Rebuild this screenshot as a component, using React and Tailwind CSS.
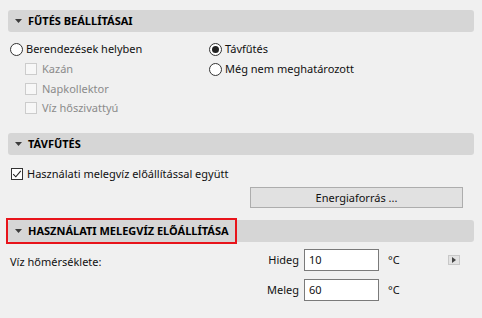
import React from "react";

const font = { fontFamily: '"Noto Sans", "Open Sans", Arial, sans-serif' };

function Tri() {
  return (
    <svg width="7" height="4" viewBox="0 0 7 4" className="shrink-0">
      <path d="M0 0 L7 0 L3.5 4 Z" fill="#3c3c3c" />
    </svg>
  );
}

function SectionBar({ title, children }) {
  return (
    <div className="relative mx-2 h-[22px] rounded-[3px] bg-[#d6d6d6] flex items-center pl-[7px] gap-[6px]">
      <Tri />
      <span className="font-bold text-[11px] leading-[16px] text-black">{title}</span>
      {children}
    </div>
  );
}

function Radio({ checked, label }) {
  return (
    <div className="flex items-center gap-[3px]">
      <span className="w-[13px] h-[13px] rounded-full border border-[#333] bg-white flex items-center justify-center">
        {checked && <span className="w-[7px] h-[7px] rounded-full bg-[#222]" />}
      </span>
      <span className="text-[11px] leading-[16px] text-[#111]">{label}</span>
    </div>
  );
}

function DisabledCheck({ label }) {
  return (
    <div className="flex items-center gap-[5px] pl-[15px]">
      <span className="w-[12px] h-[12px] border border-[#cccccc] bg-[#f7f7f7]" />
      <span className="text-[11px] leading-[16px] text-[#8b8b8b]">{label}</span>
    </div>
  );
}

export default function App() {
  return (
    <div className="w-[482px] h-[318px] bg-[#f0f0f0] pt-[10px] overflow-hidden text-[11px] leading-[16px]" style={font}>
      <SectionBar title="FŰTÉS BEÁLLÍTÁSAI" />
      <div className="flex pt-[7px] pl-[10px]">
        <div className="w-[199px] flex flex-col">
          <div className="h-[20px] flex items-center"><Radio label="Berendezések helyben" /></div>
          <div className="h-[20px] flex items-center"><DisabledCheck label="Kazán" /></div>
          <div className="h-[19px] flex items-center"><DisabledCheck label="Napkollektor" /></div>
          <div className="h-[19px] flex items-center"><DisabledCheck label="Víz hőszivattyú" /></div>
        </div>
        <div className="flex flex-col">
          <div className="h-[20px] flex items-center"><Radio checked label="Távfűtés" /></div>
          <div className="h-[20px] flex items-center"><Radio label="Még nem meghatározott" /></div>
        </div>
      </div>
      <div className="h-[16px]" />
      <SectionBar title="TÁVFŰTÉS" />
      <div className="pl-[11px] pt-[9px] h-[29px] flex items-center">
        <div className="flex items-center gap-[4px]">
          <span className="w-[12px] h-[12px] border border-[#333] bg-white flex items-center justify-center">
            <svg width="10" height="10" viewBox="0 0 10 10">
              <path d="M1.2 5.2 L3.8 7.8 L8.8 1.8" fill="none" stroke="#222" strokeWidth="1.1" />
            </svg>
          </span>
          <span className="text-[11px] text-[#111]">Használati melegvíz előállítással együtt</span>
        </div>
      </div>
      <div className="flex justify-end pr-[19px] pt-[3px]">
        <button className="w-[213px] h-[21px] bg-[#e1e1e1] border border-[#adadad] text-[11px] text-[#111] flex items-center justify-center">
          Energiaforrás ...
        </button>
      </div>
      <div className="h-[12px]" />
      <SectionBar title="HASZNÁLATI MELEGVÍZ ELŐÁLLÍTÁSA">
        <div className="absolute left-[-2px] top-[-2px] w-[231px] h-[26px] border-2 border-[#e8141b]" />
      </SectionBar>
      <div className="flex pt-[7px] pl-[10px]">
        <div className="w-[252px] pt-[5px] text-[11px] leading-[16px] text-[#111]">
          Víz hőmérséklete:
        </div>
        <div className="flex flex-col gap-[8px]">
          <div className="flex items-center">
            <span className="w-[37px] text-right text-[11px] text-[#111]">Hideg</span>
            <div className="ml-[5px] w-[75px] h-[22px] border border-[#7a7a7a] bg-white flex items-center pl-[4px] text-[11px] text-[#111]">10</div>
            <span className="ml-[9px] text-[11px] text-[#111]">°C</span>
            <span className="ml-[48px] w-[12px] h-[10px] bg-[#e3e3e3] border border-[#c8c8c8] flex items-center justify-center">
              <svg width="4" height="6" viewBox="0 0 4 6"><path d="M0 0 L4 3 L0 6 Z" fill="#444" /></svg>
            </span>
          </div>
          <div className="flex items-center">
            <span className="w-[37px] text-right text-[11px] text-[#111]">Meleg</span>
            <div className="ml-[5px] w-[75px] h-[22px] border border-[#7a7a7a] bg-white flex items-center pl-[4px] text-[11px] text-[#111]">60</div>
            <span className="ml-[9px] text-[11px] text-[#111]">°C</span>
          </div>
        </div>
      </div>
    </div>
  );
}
============================================================
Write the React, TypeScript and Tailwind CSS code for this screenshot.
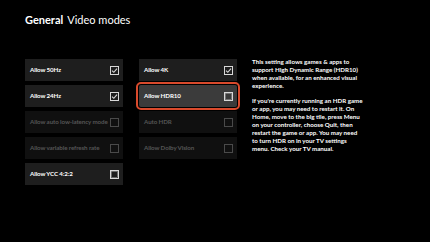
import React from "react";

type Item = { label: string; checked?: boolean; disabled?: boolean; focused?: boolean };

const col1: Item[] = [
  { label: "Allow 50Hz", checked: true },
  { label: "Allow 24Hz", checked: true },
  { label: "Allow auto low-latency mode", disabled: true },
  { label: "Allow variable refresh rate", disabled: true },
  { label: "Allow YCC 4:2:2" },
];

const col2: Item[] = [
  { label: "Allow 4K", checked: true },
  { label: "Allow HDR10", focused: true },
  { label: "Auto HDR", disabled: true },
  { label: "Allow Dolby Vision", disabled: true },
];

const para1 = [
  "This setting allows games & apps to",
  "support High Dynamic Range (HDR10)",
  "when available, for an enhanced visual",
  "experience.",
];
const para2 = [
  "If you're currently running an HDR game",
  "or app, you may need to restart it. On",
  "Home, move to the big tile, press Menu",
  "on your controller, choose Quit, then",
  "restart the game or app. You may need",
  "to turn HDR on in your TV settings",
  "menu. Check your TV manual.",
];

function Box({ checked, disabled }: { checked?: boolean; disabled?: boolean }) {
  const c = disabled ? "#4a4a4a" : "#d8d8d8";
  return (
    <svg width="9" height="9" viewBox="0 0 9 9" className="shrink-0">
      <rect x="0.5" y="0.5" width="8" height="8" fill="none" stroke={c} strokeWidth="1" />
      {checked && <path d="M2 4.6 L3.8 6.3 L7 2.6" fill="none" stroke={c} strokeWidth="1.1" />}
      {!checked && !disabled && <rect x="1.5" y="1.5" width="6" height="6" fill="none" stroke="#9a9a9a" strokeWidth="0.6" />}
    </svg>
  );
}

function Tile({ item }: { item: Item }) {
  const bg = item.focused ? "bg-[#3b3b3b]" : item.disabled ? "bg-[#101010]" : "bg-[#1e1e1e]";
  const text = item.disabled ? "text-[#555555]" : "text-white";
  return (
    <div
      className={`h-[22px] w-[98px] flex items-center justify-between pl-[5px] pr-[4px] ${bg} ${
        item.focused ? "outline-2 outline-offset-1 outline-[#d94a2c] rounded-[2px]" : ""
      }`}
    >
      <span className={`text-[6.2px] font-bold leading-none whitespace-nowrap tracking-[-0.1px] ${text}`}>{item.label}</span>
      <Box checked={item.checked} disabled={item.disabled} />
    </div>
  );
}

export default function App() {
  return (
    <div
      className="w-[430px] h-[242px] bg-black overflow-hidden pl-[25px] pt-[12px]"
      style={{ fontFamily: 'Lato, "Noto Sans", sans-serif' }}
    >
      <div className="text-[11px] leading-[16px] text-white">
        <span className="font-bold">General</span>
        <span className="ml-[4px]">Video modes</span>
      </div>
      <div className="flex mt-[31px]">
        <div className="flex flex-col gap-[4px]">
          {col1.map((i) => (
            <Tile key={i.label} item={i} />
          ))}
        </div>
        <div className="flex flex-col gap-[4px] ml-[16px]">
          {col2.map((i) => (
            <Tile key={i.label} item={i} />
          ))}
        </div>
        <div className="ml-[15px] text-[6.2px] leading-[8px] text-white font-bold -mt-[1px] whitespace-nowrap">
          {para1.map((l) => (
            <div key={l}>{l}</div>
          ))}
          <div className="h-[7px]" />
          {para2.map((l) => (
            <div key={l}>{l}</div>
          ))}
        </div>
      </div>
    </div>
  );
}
============================================================
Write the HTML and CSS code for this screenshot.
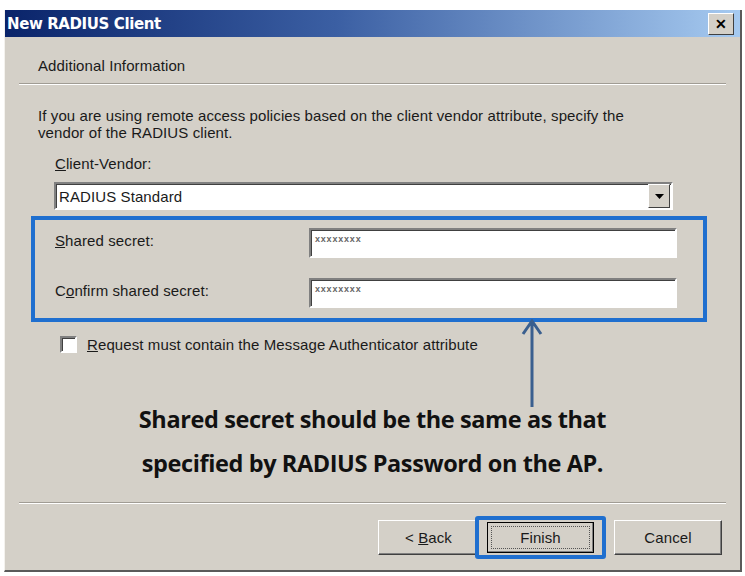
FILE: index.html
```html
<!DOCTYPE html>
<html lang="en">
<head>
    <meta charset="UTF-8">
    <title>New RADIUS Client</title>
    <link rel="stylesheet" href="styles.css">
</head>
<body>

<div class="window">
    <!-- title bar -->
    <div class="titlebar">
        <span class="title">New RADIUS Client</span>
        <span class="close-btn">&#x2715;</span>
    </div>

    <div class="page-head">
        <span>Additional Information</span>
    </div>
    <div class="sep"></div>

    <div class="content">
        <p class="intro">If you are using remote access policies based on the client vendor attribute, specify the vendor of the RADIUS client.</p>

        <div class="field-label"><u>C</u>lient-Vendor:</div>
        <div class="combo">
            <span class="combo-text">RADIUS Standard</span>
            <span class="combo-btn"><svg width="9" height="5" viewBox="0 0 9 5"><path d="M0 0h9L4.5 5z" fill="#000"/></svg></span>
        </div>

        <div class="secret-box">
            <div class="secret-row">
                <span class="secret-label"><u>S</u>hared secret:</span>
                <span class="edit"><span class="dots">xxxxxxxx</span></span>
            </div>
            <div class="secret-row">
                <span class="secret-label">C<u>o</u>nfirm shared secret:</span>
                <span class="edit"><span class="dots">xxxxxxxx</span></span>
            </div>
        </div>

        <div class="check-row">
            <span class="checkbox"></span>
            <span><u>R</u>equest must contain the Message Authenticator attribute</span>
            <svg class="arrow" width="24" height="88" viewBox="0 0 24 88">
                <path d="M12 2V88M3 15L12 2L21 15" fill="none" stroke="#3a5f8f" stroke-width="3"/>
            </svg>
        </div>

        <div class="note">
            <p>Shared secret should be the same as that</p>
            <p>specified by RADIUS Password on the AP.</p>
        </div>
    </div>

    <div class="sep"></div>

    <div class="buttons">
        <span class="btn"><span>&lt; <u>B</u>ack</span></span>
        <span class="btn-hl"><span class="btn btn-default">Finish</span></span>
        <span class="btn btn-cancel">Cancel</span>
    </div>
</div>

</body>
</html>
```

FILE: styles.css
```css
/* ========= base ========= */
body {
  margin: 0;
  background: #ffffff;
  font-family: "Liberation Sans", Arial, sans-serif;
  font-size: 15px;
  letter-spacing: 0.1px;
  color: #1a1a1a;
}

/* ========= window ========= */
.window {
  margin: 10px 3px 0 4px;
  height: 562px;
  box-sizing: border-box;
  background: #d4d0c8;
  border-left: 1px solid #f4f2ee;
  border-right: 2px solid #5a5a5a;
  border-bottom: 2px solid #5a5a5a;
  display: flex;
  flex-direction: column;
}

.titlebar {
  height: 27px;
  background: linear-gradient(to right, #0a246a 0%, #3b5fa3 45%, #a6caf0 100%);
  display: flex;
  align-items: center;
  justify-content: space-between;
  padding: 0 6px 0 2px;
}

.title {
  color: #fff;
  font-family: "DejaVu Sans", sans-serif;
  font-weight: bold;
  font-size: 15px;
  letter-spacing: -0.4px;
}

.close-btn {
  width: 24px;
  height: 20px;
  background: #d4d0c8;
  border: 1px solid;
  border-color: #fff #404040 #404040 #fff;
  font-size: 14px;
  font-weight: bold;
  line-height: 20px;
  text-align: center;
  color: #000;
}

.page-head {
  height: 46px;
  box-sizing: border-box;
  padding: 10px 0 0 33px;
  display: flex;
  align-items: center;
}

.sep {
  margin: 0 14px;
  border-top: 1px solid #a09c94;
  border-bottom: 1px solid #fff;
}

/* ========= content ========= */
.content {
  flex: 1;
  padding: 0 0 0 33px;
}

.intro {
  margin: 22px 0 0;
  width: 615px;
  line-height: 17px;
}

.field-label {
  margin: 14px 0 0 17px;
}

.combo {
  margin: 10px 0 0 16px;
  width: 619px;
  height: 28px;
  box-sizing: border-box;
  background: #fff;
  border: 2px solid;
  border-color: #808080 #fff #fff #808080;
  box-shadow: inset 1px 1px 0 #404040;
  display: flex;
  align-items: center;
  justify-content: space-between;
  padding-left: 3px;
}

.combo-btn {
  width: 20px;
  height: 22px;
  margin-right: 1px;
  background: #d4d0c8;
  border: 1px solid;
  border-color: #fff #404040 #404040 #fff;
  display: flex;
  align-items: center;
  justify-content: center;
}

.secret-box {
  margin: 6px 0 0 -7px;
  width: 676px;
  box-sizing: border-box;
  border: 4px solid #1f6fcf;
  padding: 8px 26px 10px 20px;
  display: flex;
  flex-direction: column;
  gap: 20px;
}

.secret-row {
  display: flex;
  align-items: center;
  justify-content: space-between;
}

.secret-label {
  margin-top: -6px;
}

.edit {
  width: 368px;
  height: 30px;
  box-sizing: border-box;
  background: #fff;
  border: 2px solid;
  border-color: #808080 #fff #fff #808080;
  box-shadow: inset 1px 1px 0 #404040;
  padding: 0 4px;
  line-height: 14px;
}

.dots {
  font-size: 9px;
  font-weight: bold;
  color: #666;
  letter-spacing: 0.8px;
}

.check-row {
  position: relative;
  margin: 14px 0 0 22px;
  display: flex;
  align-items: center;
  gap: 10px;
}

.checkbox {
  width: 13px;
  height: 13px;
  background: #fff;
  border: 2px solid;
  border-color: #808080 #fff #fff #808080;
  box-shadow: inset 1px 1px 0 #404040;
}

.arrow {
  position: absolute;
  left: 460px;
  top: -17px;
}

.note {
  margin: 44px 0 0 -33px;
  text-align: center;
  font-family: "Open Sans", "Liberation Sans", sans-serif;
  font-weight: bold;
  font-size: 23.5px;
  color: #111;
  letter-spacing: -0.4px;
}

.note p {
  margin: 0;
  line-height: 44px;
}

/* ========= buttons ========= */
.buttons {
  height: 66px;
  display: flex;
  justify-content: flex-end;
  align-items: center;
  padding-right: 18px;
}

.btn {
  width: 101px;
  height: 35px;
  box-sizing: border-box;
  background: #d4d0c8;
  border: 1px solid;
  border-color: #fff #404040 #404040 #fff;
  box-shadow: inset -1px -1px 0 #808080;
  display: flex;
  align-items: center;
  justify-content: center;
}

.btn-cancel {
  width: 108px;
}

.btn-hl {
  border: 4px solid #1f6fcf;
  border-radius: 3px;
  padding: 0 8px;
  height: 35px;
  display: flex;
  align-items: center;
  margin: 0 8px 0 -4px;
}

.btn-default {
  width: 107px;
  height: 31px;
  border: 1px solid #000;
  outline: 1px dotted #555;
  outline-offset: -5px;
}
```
============================================================
# Work to complete
Only the lines from the one with "Write the React, TypeScript" through the one with "string; checked?: boolean;", both included, go in the copy, exactly as written. Leave the pictures behind.

# Result of this exercise
Write the React, TypeScript and Tailwind CSS code for this screenshot.
import React from "react";

type Item = { label: string; checked?: boolean; disabled?: boolean; focused?: boolean };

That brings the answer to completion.